## Data:
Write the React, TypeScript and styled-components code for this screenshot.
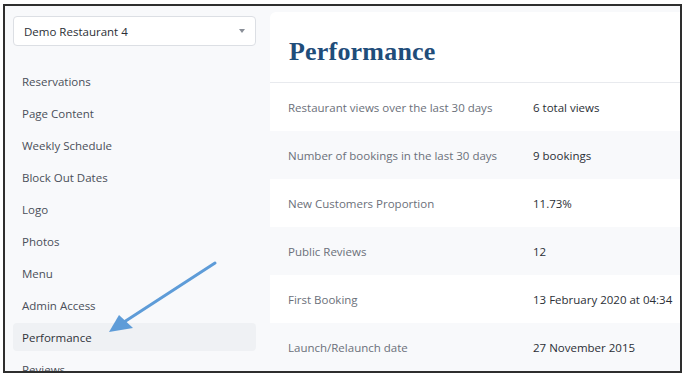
import { createGlobalStyle, styled } from "styled-components";

const GlobalStyle = createGlobalStyle`
  html, body {
    margin: 0;
    padding: 0;
    background: #ffffff;
  }
  body {
    font-family: "Open Sans", "Liberation Sans", sans-serif;
  }
`;

const navItems = [
  "Reservations",
  "Page Content",
  "Weekly Schedule",
  "Block Out Dates",
  "Logo",
  "Photos",
  "Menu",
  "Admin Access",
  "Performance",
  "Reviews",
];

const stats = [
  { label: "Restaurant views over the last 30 days", value: "6 total views" },
  { label: "Number of bookings in the last 30 days", value: "9 bookings" },
  { label: "New Customers Proportion", value: "11.73%" },
  { label: "Public Reviews", value: "12" },
  { label: "First Booking", value: "13 February 2020 at 04:34" },
  { label: "Launch/Relaunch date", value: "27 November 2015" },
];

const App = () => {
  return (
    <>
      <GlobalStyle />
      <Frame>
        <Layout>
          <Sidebar>
            <Select>
              <span>Demo Restaurant 4</span>
              <Caret />
            </Select>
            <Nav>
              {navItems.map((item) => (
                <NavItem key={item} $active={item === "Performance"}>
                  {item}
                </NavItem>
              ))}
            </Nav>
          </Sidebar>
          <Panel>
            <Header>
              <Title>Performance</Title>
            </Header>
            {stats.map((row, i) => (
              <Row key={row.label} $striped={i % 2 === 1}>
                <Label>{row.label}</Label>
                <Value>{row.value}</Value>
              </Row>
            ))}
          </Panel>
        </Layout>
        <Arrow viewBox="0 0 677 367">
          <line x1="210" y1="257" x2="116" y2="318" stroke="#5e9cd8" strokeWidth="3" strokeLinecap="round" />
          <polygon points="104,326 114,309 128,322" fill="#5e9cd8" />
        </Arrow>
      </Frame>
    </>
  );
};

export default App;

const Frame = styled.div`
  position: relative;
  box-sizing: border-box;
  margin: 4px 0 0 3px;
  width: 679px;
  height: 369px;
  border: 2px solid #2e2e2e;
  overflow: hidden;
  background: #f8f9fb;
`;

const Layout = styled.div`
  display: flex;
  height: 100%;
`;

const Sidebar = styled.div`
  flex: 0 0 265px;
  box-sizing: border-box;
  padding: 10px 0 0 8px;
  display: flex;
  flex-direction: column;
`;

const Select = styled.div`
  flex-shrink: 0;
  box-sizing: border-box;
  width: 243px;
  height: 30px;
  display: flex;
  align-items: center;
  justify-content: space-between;
  padding: 0 10px 0 10px;
  background: #ffffff;
  border: 1px solid #dcdfe4;
  border-radius: 4px;
  font-size: 11.5px;
  color: #2b2f36;
`;

const Caret = styled.span`
  width: 0;
  height: 0;
  border-left: 3.5px solid transparent;
  border-right: 3.5px solid transparent;
  border-top: 4px solid #8a8f98;
`;

const Nav = styled.div`
  flex-shrink: 0;
  margin-top: 21px;
  display: flex;
  flex-direction: column;
  gap: 4px;
`;

const NavItem = styled.div<{ $active?: boolean }>`
  flex-shrink: 0;
  box-sizing: border-box;
  width: 243px;
  height: 28px;
  display: flex;
  align-items: center;
  padding-left: 9px;
  border-radius: 4px;
  font-size: 11.5px;
  color: ${(p) => (p.$active ? "#2f333a" : "#4a4f59")};
  background: ${(p) => (p.$active ? "#eff1f4" : "transparent")};
`;

const Panel = styled.div`
  flex: 1;
  margin-top: 6px;
  background: #ffffff;
  border-top-left-radius: 6px;
  display: flex;
  flex-direction: column;
`;

const Header = styled.div`
  flex-shrink: 0;
  height: 71px;
  box-sizing: border-box;
  border-bottom: 1px solid #e8eaee;
  display: flex;
  align-items: center;
  padding: 10px 0 0 19px;
`;

const Title = styled.h1`
  margin: 0;
  font-family: "Liberation Serif", "DejaVu Serif", serif;
  font-weight: 700;
  font-size: 26px;
  color: #1f4d7a;
  letter-spacing: 0.2px;
`;

const Row = styled.div<{ $striped?: boolean }>`
  flex: 0 0 48px;
  display: flex;
  align-items: center;
  padding-left: 18px;
  background: ${(p) => (p.$striped ? "#f8f9fb" : "#ffffff")};
  font-size: 11.5px;
`;

const Label = styled.div`
  width: 245px;
  color: #6b707a;
  white-space: nowrap;
`;

const Value = styled.div`
  color: #2b2f36;
  white-space: nowrap;
`;

const Arrow = styled.svg`
  position: absolute;
  left: 0;
  top: 0;
  width: 677px;
  height: 367px;
  pointer-events: none;
`;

## Aim of the task:
Reproduce the material above in full, exactly, with no images.

## Solution below:
Write the React, TypeScript and styled-components code for this screenshot.
import { createGlobalStyle, styled } from "styled-components";

const GlobalStyle = createGlobalStyle`
  html, body {
    margin: 0;
    padding: 0;
    background: #ffffff;
  }
  body {
    font-family: "Open Sans", "Liberation Sans", sans-serif;
  }
`;

const navItems = [
  "Reservations",
  "Page Content",
  "Weekly Schedule",
  "Block Out Dates",
  "Logo",
  "Photos",
  "Menu",
  "Admin Access",
  "Performance",
  "Reviews",
];

const stats = [
  { label: "Restaurant views over the last 30 days", value: "6 total views" },
  { label: "Number of bookings in the last 30 days", value: "9 bookings" },
  { label: "New Customers Proportion", value: "11.73%" },
  { label: "Public Reviews", value: "12" },
  { label: "First Booking", value: "13 February 2020 at 04:34" },
  { label: "Launch/Relaunch date", value: "27 November 2015" },
];

const App = () => {
  return (
    <>
      <GlobalStyle />
      <Frame>
        <Layout>
          <Sidebar>
            <Select>
              <span>Demo Restaurant 4</span>
              <Caret />
            </Select>
            <Nav>
              {navItems.map((item) => (
                <NavItem key={item} $active={item === "Performance"}>
                  {item}
                </NavItem>
              ))}
            </Nav>
          </Sidebar>
          <Panel>
            <Header>
              <Title>Performance</Title>
            </Header>
            {stats.map((row, i) => (
              <Row key={row.label} $striped={i % 2 === 1}>
                <Label>{row.label}</Label>
                <Value>{row.value}</Value>
              </Row>
            ))}
          </Panel>
        </Layout>
        <Arrow viewBox="0 0 677 367">
          <line x1="210" y1="257" x2="116" y2="318" stroke="#5e9cd8" strokeWidth="3" strokeLinecap="round" />
          <polygon points="104,326 114,309 128,322" fill="#5e9cd8" />
        </Arrow>
      </Frame>
    </>
  );
};

export default App;

const Frame = styled.div`
  position: relative;
  box-sizing: border-box;
  margin: 4px 0 0 3px;
  width: 679px;
  height: 369px;
  border: 2px solid #2e2e2e;
  overflow: hidden;
  background: #f8f9fb;
`;

const Layout = styled.div`
  display: flex;
  height: 100%;
`;

const Sidebar = styled.div`
  flex: 0 0 265px;
  box-sizing: border-box;
  padding: 10px 0 0 8px;
  display: flex;
  flex-direction: column;
`;

const Select = styled.div`
  flex-shrink: 0;
  box-sizing: border-box;
  width: 243px;
  height: 30px;
  display: flex;
  align-items: center;
  justify-content: space-between;
  padding: 0 10px 0 10px;
  background: #ffffff;
  border: 1px solid #dcdfe4;
  border-radius: 4px;
  font-size: 11.5px;
  color: #2b2f36;
`;

const Caret = styled.span`
  width: 0;
  height: 0;
  border-left: 3.5px solid transparent;
  border-right: 3.5px solid transparent;
  border-top: 4px solid #8a8f98;
`;

const Nav = styled.div`
  flex-shrink: 0;
  margin-top: 21px;
  display: flex;
  flex-direction: column;
  gap: 4px;
`;

const NavItem = styled.div<{ $active?: boolean }>`
  flex-shrink: 0;
  box-sizing: border-box;
  width: 243px;
  height: 28px;
  display: flex;
  align-items: center;
  padding-left: 9px;
  border-radius: 4px;
  font-size: 11.5px;
  color: ${(p) => (p.$active ? "#2f333a" : "#4a4f59")};
  background: ${(p) => (p.$active ? "#eff1f4" : "transparent")};
`;

const Panel = styled.div`
  flex: 1;
  margin-top: 6px;
  background: #ffffff;
  border-top-left-radius: 6px;
  display: flex;
  flex-direction: column;
`;

const Header = styled.div`
  flex-shrink: 0;
  height: 71px;
  box-sizing: border-box;
  border-bottom: 1px solid #e8eaee;
  display: flex;
  align-items: center;
  padding: 10px 0 0 19px;
`;

const Title = styled.h1`
  margin: 0;
  font-family: "Liberation Serif", "DejaVu Serif", serif;
  font-weight: 700;
  font-size: 26px;
  color: #1f4d7a;
  letter-spacing: 0.2px;
`;

const Row = styled.div<{ $striped?: boolean }>`
  flex: 0 0 48px;
  display: flex;
  align-items: center;
  padding-left: 18px;
  background: ${(p) => (p.$striped ? "#f8f9fb" : "#ffffff")};
  font-size: 11.5px;
`;

const Label = styled.div`
  width: 245px;
  color: #6b707a;
  white-space: nowrap;
`;

const Value = styled.div`
  color: #2b2f36;
  white-space: nowrap;
`;

const Arrow = styled.svg`
  position: absolute;
  left: 0;
  top: 0;
  width: 677px;
  height: 367px;
  pointer-events: none;
`;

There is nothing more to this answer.